> **Your goal**: Look through the data below. Pick out the lines holding the string "that".

> **Data rows**:
* * * *
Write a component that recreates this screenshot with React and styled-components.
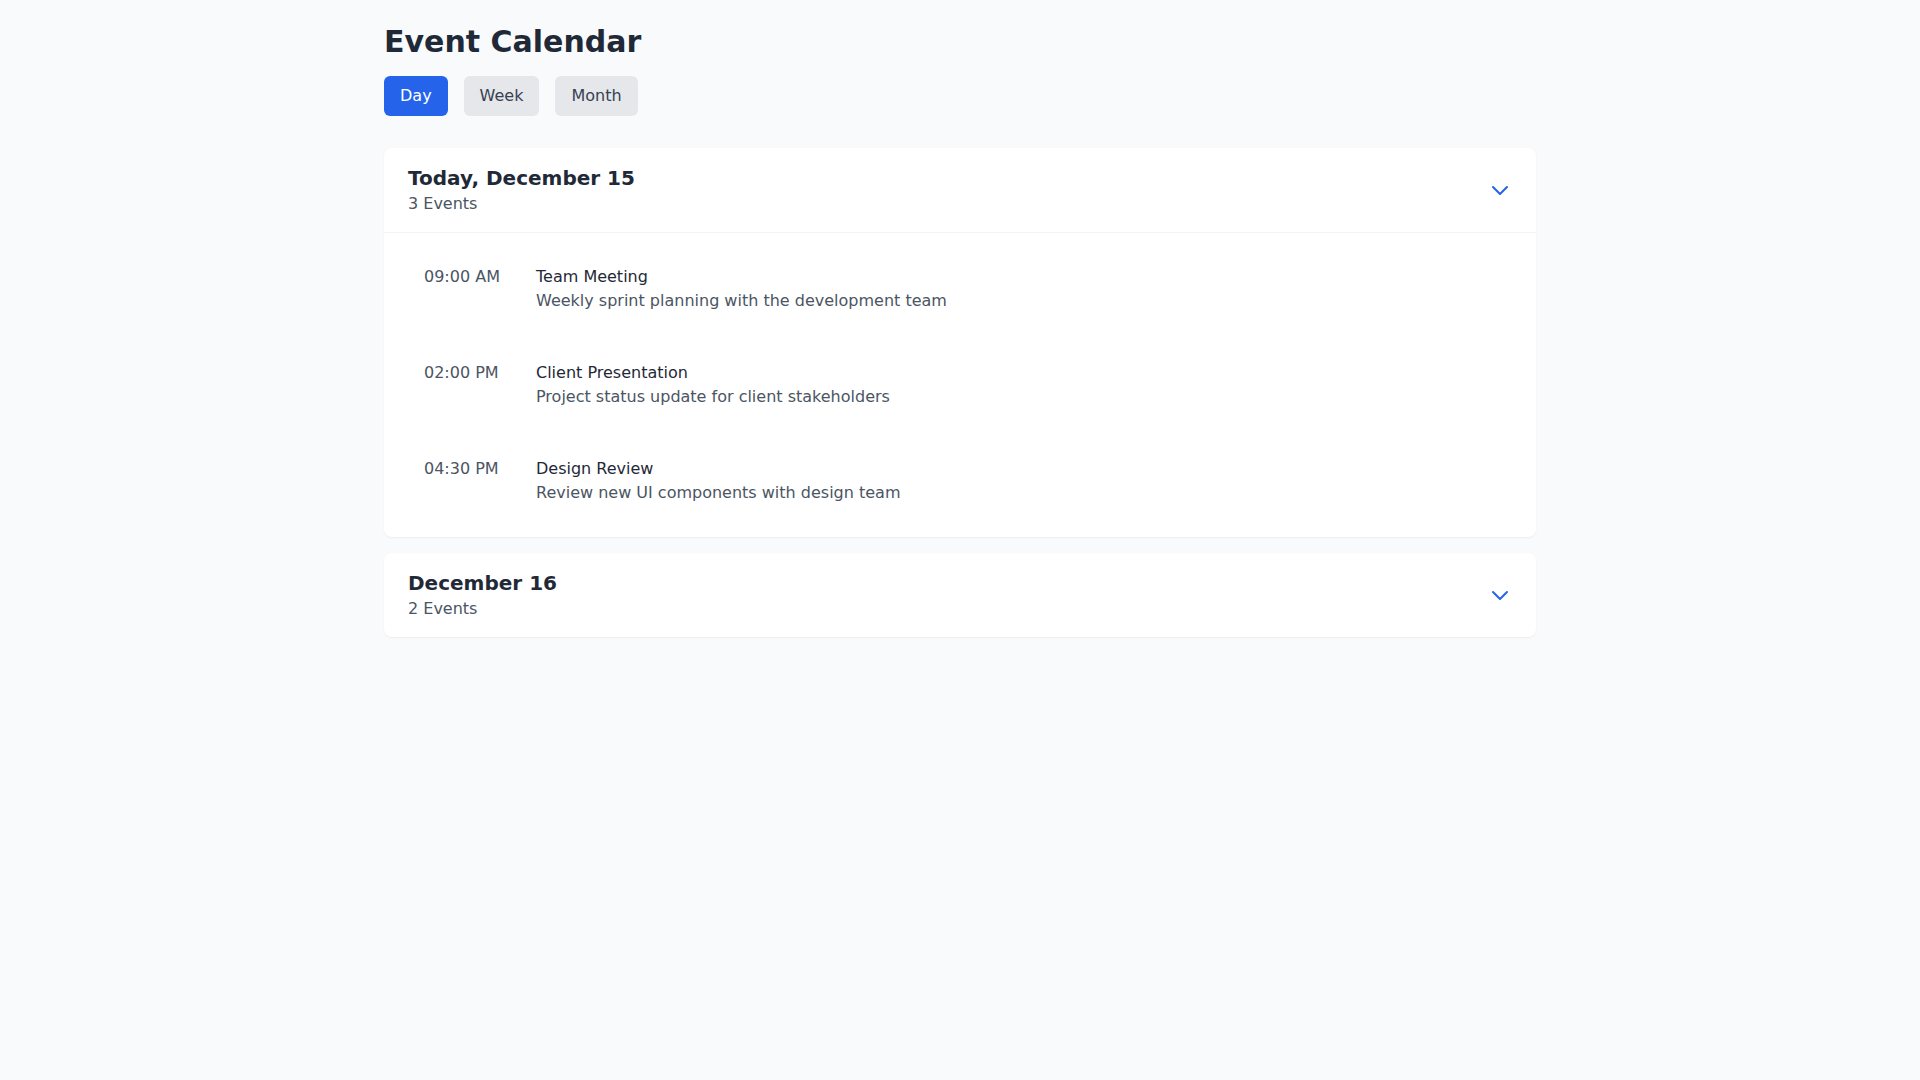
* * * *
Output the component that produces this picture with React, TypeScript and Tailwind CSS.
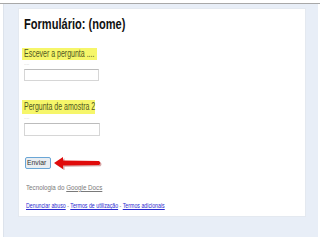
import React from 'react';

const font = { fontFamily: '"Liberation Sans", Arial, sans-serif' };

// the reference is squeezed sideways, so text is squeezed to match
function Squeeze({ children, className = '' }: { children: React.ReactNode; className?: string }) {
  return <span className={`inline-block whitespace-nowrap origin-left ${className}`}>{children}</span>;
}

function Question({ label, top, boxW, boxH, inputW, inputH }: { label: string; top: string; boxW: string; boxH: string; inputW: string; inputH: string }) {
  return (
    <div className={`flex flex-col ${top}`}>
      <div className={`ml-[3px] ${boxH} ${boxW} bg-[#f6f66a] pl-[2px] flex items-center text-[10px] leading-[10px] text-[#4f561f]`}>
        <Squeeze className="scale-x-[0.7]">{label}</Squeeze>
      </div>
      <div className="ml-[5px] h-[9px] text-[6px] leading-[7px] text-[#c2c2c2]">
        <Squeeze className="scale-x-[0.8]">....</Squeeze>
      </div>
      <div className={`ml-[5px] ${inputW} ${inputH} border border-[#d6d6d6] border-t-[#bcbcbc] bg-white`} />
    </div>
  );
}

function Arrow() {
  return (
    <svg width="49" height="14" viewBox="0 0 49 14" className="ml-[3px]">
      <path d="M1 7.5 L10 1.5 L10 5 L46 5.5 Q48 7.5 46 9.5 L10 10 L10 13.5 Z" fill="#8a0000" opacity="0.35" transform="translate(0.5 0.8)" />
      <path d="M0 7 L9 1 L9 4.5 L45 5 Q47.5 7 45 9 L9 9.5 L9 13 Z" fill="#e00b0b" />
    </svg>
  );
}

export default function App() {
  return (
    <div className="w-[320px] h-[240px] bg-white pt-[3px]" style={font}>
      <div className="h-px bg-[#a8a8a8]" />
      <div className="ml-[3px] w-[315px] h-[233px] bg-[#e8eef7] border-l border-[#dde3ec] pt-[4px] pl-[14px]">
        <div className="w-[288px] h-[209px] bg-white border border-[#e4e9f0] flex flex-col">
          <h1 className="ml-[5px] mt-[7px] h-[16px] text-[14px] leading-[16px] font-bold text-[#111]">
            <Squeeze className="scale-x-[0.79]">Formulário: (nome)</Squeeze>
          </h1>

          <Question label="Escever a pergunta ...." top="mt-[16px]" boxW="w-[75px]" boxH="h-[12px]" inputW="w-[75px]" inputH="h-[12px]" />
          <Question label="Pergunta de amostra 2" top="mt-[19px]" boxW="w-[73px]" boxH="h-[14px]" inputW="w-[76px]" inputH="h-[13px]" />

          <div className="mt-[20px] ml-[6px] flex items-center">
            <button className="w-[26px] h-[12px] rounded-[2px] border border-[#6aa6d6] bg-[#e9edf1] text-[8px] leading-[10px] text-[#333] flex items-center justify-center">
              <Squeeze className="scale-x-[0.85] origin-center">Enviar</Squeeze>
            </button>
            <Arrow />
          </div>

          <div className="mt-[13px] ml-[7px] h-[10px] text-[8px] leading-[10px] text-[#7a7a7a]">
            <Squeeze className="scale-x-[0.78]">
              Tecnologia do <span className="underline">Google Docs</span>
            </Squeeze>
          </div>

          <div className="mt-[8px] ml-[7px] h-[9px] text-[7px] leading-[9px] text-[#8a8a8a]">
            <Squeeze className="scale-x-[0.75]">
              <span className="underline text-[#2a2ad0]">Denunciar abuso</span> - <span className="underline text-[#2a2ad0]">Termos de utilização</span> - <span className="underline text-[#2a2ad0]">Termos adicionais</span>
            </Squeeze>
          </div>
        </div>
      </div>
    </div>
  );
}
* * * *
> **Completed task**:
Write a component that recreates this screenshot with React and styled-components.
Output the component that produces this picture with React, TypeScript and Tailwind CSS.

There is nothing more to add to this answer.